La relación entre la ética y la política es un debate antiquísimo; se le ha rehuido por ser uno de los temas más espinosos por la falta de consenso sobre los parámetros del debate público. Es un debate filosófico que se antoja fuera del alcance de nuestra clase política, intelectualmente pobre. La idea de crisis debe hacer referencia a la crisis de valores y a las huellas en la historia del pensamiento, es decir, al incesante cuestionamiento de los valores. Caracterizar nuestra dramática circunstancia como una crisis de ética consiste en tomar una posición con respecto al significado que le atribuye a la ética.

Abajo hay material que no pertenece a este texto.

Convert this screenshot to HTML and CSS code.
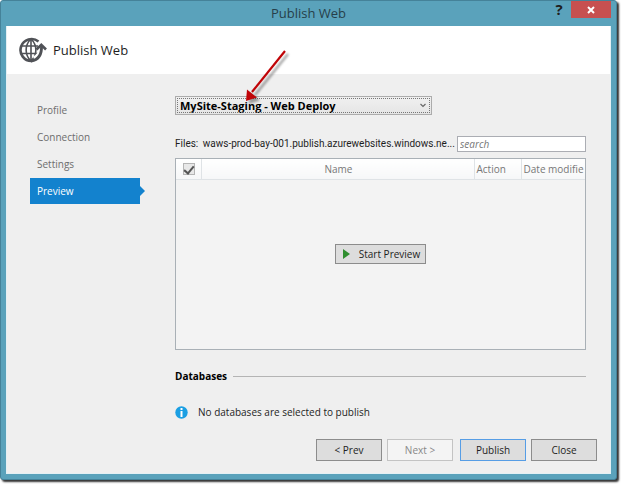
FILE: index.html
```html
<!DOCTYPE html>
<html lang="en">
<head>
<meta charset="utf-8">
<title>Publish Web</title>
<link rel="stylesheet" href="styles.css">
</head>
<body>
<div class="window">
  <div class="titlebar">
    <div class="caption">Publish Web</div>
    <div class="window-controls">
      <button class="help" type="button" aria-label="Help">?</button>
      <button class="shut" type="button" aria-label="Close window">
        <svg width="8" height="8" viewBox="0 0 8 8"><path d="M1 1l6 6M7 1L1 7" stroke="#fff" stroke-width="2"/></svg>
      </button>
    </div>
  </div>
  <div class="client">
    <header class="header">
      <svg width="28" height="26" viewBox="0 0 28 26" fill="none" stroke="#505257">
        <path d="M19.500 4.500A11 11 0 1 0 13 24" stroke-width="2.600"/>
        <path d="M12 2v22M2 9h17M2 16.500h17" stroke-width="1.600"/>
        <path d="M12 2C5.500 8 5.500 18 12 24M12 2C18.500 8 18.500 18 12 24" stroke-width="1.600"/>
        <path d="M15 22C20 20 22.500 16 22.500 9" stroke="#fff" stroke-width="5.500"/>
        <path d="M12 24C19.500 23 23 17 22.500 8" stroke-width="2.800"/>
        <path d="M17.500 12.500L22.300 7.800L27 12.500" stroke-width="2.600"/>
      </svg>
      <h1>Publish Web</h1>
    </header>
    <div class="body">
      <nav class="steps">
        <a href="#profile">Profile</a>
        <a href="#connection">Connection</a>
        <a href="#settings">Settings</a>
        <a class="current" href="#preview" aria-current="step">Preview</a>
      </nav>
      <main class="main">
        <div class="profile">
          <select aria-label="Publish profile"><option>MySite-Staging - Web Deploy</option></select>
          <svg class="chevron" width="6" height="5" viewBox="0 0 6 5"><path d="M.5 1L3 3.500L5.500 1" fill="none" stroke="#666" stroke-width="1.200"/></svg>
          <svg class="pointer" width="54" height="62" viewBox="0 0 54 62">
            <defs><filter id="soft" x="-20%" y="-20%" width="140%" height="140%"><feGaussianBlur stdDeviation="1.200"/></filter></defs>
            <g transform="translate(3 3)" opacity=".35" filter="url(#soft)"><path d="M43 5L10 46" stroke="#000" stroke-width="2.500"/><path d="M4 55L5 43.500L15 51.500Z"/></g>
            <path d="M43 5L10 46" stroke="#c00407" stroke-width="2.200"/>
            <path d="M4 55L5 43.500L15 51.500Z" fill="#c00407"/>
          </svg>
        </div>
        <div class="files">
          <div class="path"><span>Files:</span> waws-prod-bay-001.publish.azurewebsites.windows.ne...</div>
          <input type="text" placeholder="search" aria-label="search">
        </div>
        <div class="listing">
          <table>
            <thead>
              <tr>
                <th class="pick"><label><input type="checkbox" checked aria-label="Select all files"></label></th>
                <th class="name">Name</th>
                <th class="action">Action</th>
                <th class="date">Date modifie</th>
              </tr>
            </thead>
          </table>
          <button class="start" type="button">
            <svg width="7" height="10" viewBox="0 0 7 10"><path d="M0 0L7 5L0 10Z" fill="#2f8e2f"/></svg>
            Start Preview
          </button>
        </div>
        <h2>Databases</h2>
        <p class="info">
          <svg width="13" height="13" viewBox="0 0 13 13"><circle cx="6.500" cy="6.500" r="6.200" fill="#1b9fe3"/><path d="M6.500 2v2M6.500 5v6" stroke="#fff" stroke-width="2"/></svg>
          No databases are selected to publish
        </p>
      </main>
    </div>
    <footer class="footer">
      <div class="pair">
        <button type="button">&lt; Prev</button>
        <button type="button" disabled>Next &gt;</button>
      </div>
      <div class="pair">
        <button class="primary" type="button">Publish</button>
        <button type="button">Close</button>
      </div>
    </footer>
  </div>
</div>
</body>
</html>
```
FILE: styles.css
```css
* {
  box-sizing: border-box;
}

body {
  margin: 0;
  min-height: 100vh;
  padding: 0 4px 4px 0;
  display: flex;
  background: #fff;
  color: #1e1e1e;
  font: 10px/16px "Open Sans", "Noto Sans", sans-serif;
}

button,
input,
select {
  font: inherit;
  color: inherit;
  margin: 0;
}

.window {
  flex: 1;
  min-width: 0;
  display: flex;
  flex-direction: column;
  padding: 0 5px 5px;
  background: #5aa2bb;
  border: 1px solid #458299;
  border-radius: 3px;
  box-shadow: 2px 2px 2px #333;
}

.titlebar {
  height: 25px;
  display: grid;
  grid-template-columns: 1fr auto 1fr;
}

.caption {
  grid-column: 2;
  font-size: 13px;
  line-height: 25px;
  color: #263f4a;
}

.window-controls {
  display: flex;
  justify-content: flex-end;
  align-items: flex-start;
}

.window-controls button {
  border: 0;
  padding: 0;
  height: 17px;
  background: none;
}

.window-controls .help {
  width: 24px;
  font-size: 15px;
  font-weight: 700;
  line-height: 17px;
}

.window-controls .shut {
  width: 40px;
  display: grid;
  place-items: center;
  background: #c75050;
}

.client {
  flex: 1;
  display: flex;
  flex-direction: column;
  background: #efefef;
  border: solid #e4f0f4;
  border-width: 0 1px 1px;
}

.header {
  height: 48px;
  display: flex;
  align-items: center;
  gap: 6px;
  padding-left: 12px;
  background: #fff;
}

h1 {
  margin: 0;
  font-size: 13px;
  line-height: 20px;
  font-weight: 400;
}

.body {
  flex: 1;
  display: grid;
  grid-template-columns: 110px 1fr;
  gap: 35px;
  padding: 22px 24px 0 23px;
}

.steps {
  display: flex;
  flex-direction: column;
  gap: 1px;
  padding-top: 1px;
}

.steps a {
  padding: 0 7px;
  line-height: 26px;
  color: #6d6d6d;
  text-decoration: none;
}

.steps .current {
  position: relative;
  background: #1382ce;
  color: #fff;
}

.steps .current::after {
  content: "";
  position: absolute;
  left: 100%;
  top: 8px;
  border: 5px solid transparent;
  border-left-color: #1382ce;
  border-right: 0;
}

.main {
  min-width: 0;
}

.profile {
  position: relative;
  width: 257px;
}

.profile select {
  display: block;
  width: 100%;
  height: 19px;
  padding: 0 4px;
  appearance: none;
  border: 1px solid #acacac;
  border-radius: 0;
  background: linear-gradient(#f0f0f0, #e5e5e5);
  outline: 1px dotted #777;
  outline-offset: -3px;
  font-size: 11px;
  font-weight: 700;
  color: #000;
}

.chevron {
  position: absolute;
  right: 6px;
  top: 7px;
}

.pointer {
  position: absolute;
  left: 67px;
  top: -50px;
}

.files {
  display: flex;
  align-items: center;
  margin-top: 21px;
}

.path {
  flex: 1;
  overflow: hidden;
  font-family: Roboto, "Open Sans", sans-serif;
  text-overflow: ellipsis;
  white-space: nowrap;
}

.path span {
  margin-right: 2px;
}

.files input {
  width: 129px;
  height: 16px;
  padding: 0 2px;
  border: 1px solid #abadb3;
  background: #fff;
}

.files input::placeholder {
  color: #777;
  font-style: italic;
}

.listing {
  display: grid;
  height: 192px;
  margin-top: 6px;
  border: 1px solid #a9b0b6;
  background: #f3f3f3;
  overflow: hidden;
}

.listing > * {
  grid-area: 1 / 1;
}

table {
  width: 100%;
  align-self: start;
  table-layout: fixed;
  border-collapse: collapse;
}

th {
  height: 20px;
  padding: 0 0 0 2px;
  border: solid #dfe3e6;
  border-width: 0 1px 1px 0;
  background: linear-gradient(#fff, #f6f7f8);
  color: #777;
  font-weight: 400;
  text-align: left;
  white-space: nowrap;
}

.pick {
  width: 25px;
}

th.name {
  text-align: center;
}

.action {
  width: 47px;
}

.date {
  width: 64px;
  border-right: 0;
}

.pick label {
  display: grid;
  place-items: center;
}

.pick input {
  display: grid;
  place-items: center;
  width: 12px;
  height: 12px;
  appearance: none;
  border: 1px solid #b5b5b5;
  background: #e8e8e8;
}

.pick input:checked::after {
  content: "";
  width: 4px;
  height: 8px;
  border: solid #555;
  border-width: 0 2px 2px 0;
  transform: rotate(40deg);
}

.start,
.footer button {
  border: 1px solid #8c8c8c;
  background: #dddddd;
}

.start {
  place-self: center;
  display: flex;
  align-items: center;
  gap: 9px;
  height: 20px;
  padding: 0 5px 0 7px;
}

h2 {
  display: flex;
  align-items: center;
  gap: 6px;
  margin: 18px 0 0;
  font-size: 10px;
  line-height: 16px;
  color: #000;
}

h2::after {
  content: "";
  flex: 1;
  height: 1px;
  background: #b4b4b4;
}

.info {
  display: flex;
  align-items: center;
  gap: 10px;
  margin: 20px 0 0;
}

.footer {
  display: flex;
  justify-content: flex-end;
  gap: 7px;
  padding: 0 13px 12px 0;
}

.pair {
  display: flex;
  gap: 5px;
}

.footer button {
  width: 66px;
  height: 22px;
  padding: 0;
}

.footer button:disabled {
  border-color: #c3c3c3;
  background: #f4f4f4;
  color: #888;
}

.footer .primary {
  border-color: #569de5;
}
```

En su texto La política como vocación, Max Weber aborda la cuestión definiendo dos vectores, por un lado, lo que llamó la ética de la convicción y la otra, ética de la responsabilidad, esto es, las perspectivas en que se asumen las consecuencias de las decisiones y acciones. La ciencia política ha avanzado mucho en el terreno teórico, por lo que las propuestas weberianas son, para muchos, simplistas. Kant se coloca en el extremo, converge a la idea de que toda la actividad humana práctica debe estar sujeta a un máximo de imperativo moral. Hegel rechaza el moralismo político y la subordinación kantiana de la política a la moral, pretende recuperar la construcción histórica de la subjetividad moral moderna, es decir, la ética. Lamentablemente, la clase política mexicana no cubre estos principios básicos ni mucho menos la vocación de la política como servicio. En su pragmatismo extremo, los políticos profesionales han perdido identidad, tradición y memoria. Los partidos se han mimetizado al grado de que los ciudadanos votan más por las cualidades de los candidatos que por las convicciones o tradiciones políticas. Igualmente la responsabilidad social se ha perdido; nadie se hace responsable de nada ni de sus actos. La impunidad impera. Por ello los testimonios del domingo sobre las víctimas están cargadas, con toda razón, de rabia contenida. El movimiento social que encabeza Javier Sicilia es fundamentalmente ético y, por supuesto, es altamente político. Nos invita a recuperar una tradición perdida y un debate más que necesario de la relación entre ética y política, entre la ética de la responsabilidad y la vocación política.